Cashman and his team are not worried about experience, though. After a seven-hour interview, Boone emerged as the clear favorite. The hire was out of the blue — Boone was only on Cashman’s radar after trusted colleagues recommended him — but the former third baseman simply wowed New York.

Boone made it clear that he was serious about the gig.

“When I flew out for the interview, I told a couple people close to me, ‘I’m going out to get this job. I want this job. This is an amazing opportunity for this team and where they are in their history,'” Boone said. “That was my intent when I got on the plane to come here. It wasn’t about the exercise.”

Boone had no intention of his interview being a trial run for future openings. It turns out he didn’t need any practice.

Praised for his communication skills and openness to analytics, Boone’s first impression was such a hit that a second round of interviews was deemed unnecessary.

“There was a difference of opinion among the participants as to who their number two- or three-choice was, but there was little-to-no difference of opinion as to who their number-one choice was. It wasn’t even close,” George’s son, Hal Steinbrenner, said.

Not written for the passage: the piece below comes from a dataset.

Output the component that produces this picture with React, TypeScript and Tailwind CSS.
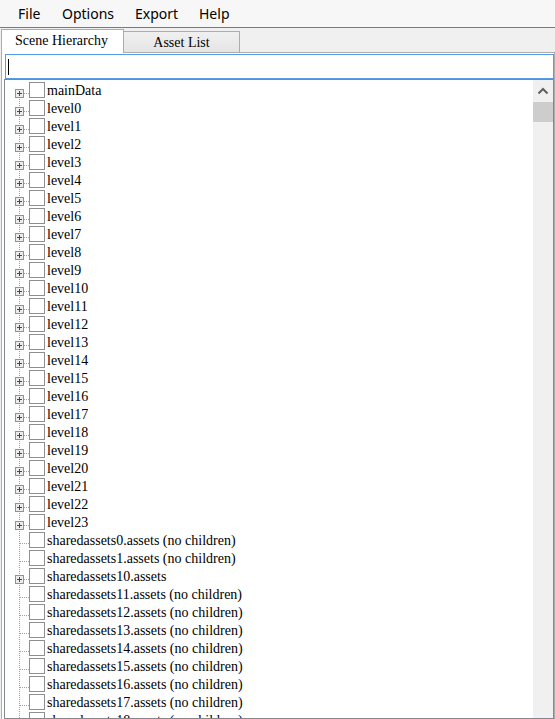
import React from "react";

type Row = { label: string; exp: boolean; first?: boolean };

const rows: Row[] = [
  { label: "mainData", exp: true, first: true },
  ...Array.from({ length: 24 }, (_, i) => ({ label: `level${i}`, exp: true })),
  { label: "sharedassets0.assets (no children)", exp: false },
  { label: "sharedassets1.assets (no children)", exp: false },
  { label: "sharedassets10.assets", exp: true },
  ...Array.from({ length: 8 }, (_, i) => ({
    label: `sharedassets${i + 11}.assets (no children)`,
    exp: false,
  })),
];

function Lines({ exp, first }: { exp: boolean; first?: boolean }) {
  return (
    <svg width="24" height="18" className="block shrink-0" shapeRendering="crispEdges">
      <line x1="14.5" y1={first ? 12 : 0} x2="14.5" y2="18" stroke="#a0a0a0" strokeDasharray="1 1" />
      {exp ? (
        <>
          <line x1="19" y1="12.5" x2="24" y2="12.5" stroke="#a0a0a0" strokeDasharray="1 1" />
          <rect x="10.5" y="8.5" width="8" height="8" fill="#ececec" stroke="#929292" />
          <line x1="12" y1="12.5" x2="17" y2="12.5" stroke="#2e4a8e" />
          <line x1="14.5" y1="10" x2="14.5" y2="15" stroke="#2e4a8e" />
        </>
      ) : (
        <line x1="15" y1="12.5" x2="24" y2="12.5" stroke="#a0a0a0" strokeDasharray="1 1" />
      )}
    </svg>
  );
}

export default function App() {
  const serif = { fontFamily: '"Liberation Serif", "Times New Roman", serif' };
  return (
    <div className="w-[555px] h-[719px] overflow-hidden bg-[#f0f0f0] flex flex-col select-none">
      {/* Menu bar */}
      <div
        className="h-[28px] shrink-0 bg-[#f7f7f7] border-b border-[#7a7a7a] flex items-center text-[14px] text-black"
        style={{ fontFamily: '"Noto Sans", "Segoe UI", sans-serif' }}
      >
        <span className="ml-[18px] w-[44px]">File</span>
        <span className="w-[73px]">Options</span>
        <span className="w-[64px]">Export</span>
        <span>Help</span>
      </div>

      {/* Tab strip */}
      <div className="h-[24px] shrink-0 flex items-end pl-[1px] text-[14px] text-black" style={serif}>
        <div className="relative z-10 -mb-[1px] h-[24px] w-[123px] bg-white border-l border-t border-r border-[#acacac] flex items-start pl-[13px] pt-[2px] leading-[18px]">
          Scene Hierarchy
        </div>
        <div className="h-[21px] w-[117px] -ml-[1px] bg-gradient-to-b from-[#f0f0f0] to-[#e5e5e5] border-l border-t border-r border-[#acacac] flex items-start justify-center pt-[2px] leading-[18px]">
          Asset List
        </div>
      </div>

      {/* Tab page */}
      <div className="flex-1 min-h-0 ml-[1px] w-[554px] bg-white border-l border-t border-r border-[#acacac] flex flex-col pl-[2px] pt-[1px]">
        <div className="h-[25px] shrink-0 ml-[1px] w-[549px] border border-[#569de5] bg-white flex items-center pl-[2px]">
          <div className="w-[1px] h-[16px] bg-black" />
        </div>
        <div className="flex-1 min-h-0 w-[550px] border border-[#828790] bg-white flex">
          <div className="flex-1 min-w-0 overflow-hidden pt-[1px] text-[14px] text-black" style={serif}>
            {rows.map((r) => (
              <div key={r.label} className="h-[18px] flex items-start">
                <Lines exp={r.exp} first={r.first} />
                <div className="mt-[1px] w-[16px] h-[16px] shrink-0 border border-[#8e8f8f] bg-white" />
                <span className="ml-[2px] leading-[18px] pt-[1px] whitespace-nowrap">{r.label}</span>
              </div>
            ))}
          </div>
          <div className="w-[20px] shrink-0 bg-[#f0f0f0] flex flex-col">
            <div className="h-[22px] flex items-center justify-center">
              <svg width="12" height="8" viewBox="0 0 12 8">
                <path d="M1.5 6.5 L6 2 L10.5 6.5" fill="none" stroke="#606060" strokeWidth="2" />
              </svg>
            </div>
            <div className="h-[20px] bg-[#cdcdcd]" />
          </div>
        </div>
      </div>
    </div>
  );
}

Interviewing to be a manager and actually doing the job are two different things, a reality that is now staring Boone in the face. Cashman, Steinbrenner and the rest of the Yankee brass know there will be hiccups along the way, but this is an organization that expects a championship every year.

With the Yankees loaded with young, team-controlled talent, expectations have never been higher. Boone is aware.

“I understand what I signed up for. I understand what the expectations are,’’ Boone said. “I hope those expectations are ramped up each and every year. That’s certainly part of being here. I don’t want to get caught up in that personally and I don’t think that I will. Again, my job will be impacting that room, getting the most out of our players and then, hopefully, the rest takes care of itself because of what I think our roster potential is.’’

Wednesday’s press conference made it clear Boone’s top priority will be communicating with players.

Having never been a manager or coach before, he knows he has to earn respect in the Yankees’ clubhouse, something he said he has already gotten to work on. However, while Boone has never been part of a staff, he does have the benefit of his bloodlines.

Boone’s family is the first to produce three generations of big-league ballplayers. His grandfather, Ray, played from 1948-1960. His dad, Bob, played from 1972-1990 and then managed from 1995-1997 and 2001-2003. His brother, Bret, played from 1992-2005. Boone, of course, played from 1997-2005, including 71 games and one very memorable home run in pinstripes.

He may not have the formal experience, but he knows the game and has been around plenty of locker rooms.

“As well-rounded as I’d like to think I am, the bottom line is the one thing I know and have lived and am is baseball,” Boone said. “In a lot of ways I’ve been doing this my entire life.”

While Boone may lack the resume other candidates had, that lifetime of baseball was apparent when interviewing.

“A great deal of wisdom was imparted to him his whole life,” Steinbrenner said. 

While Boone’s hire may seem random or risky, the Yankees are confident in the man they tabbed for the job. Remember, this is a franchise that’s had just two other managers since 1996.

The Yankees don’t shake things up for the sake of it.

“We don’t make change lightly,” Cashman said, years after his Boss bet on him despite inexperience. “We don’t make change easy. We make change after careful thought.”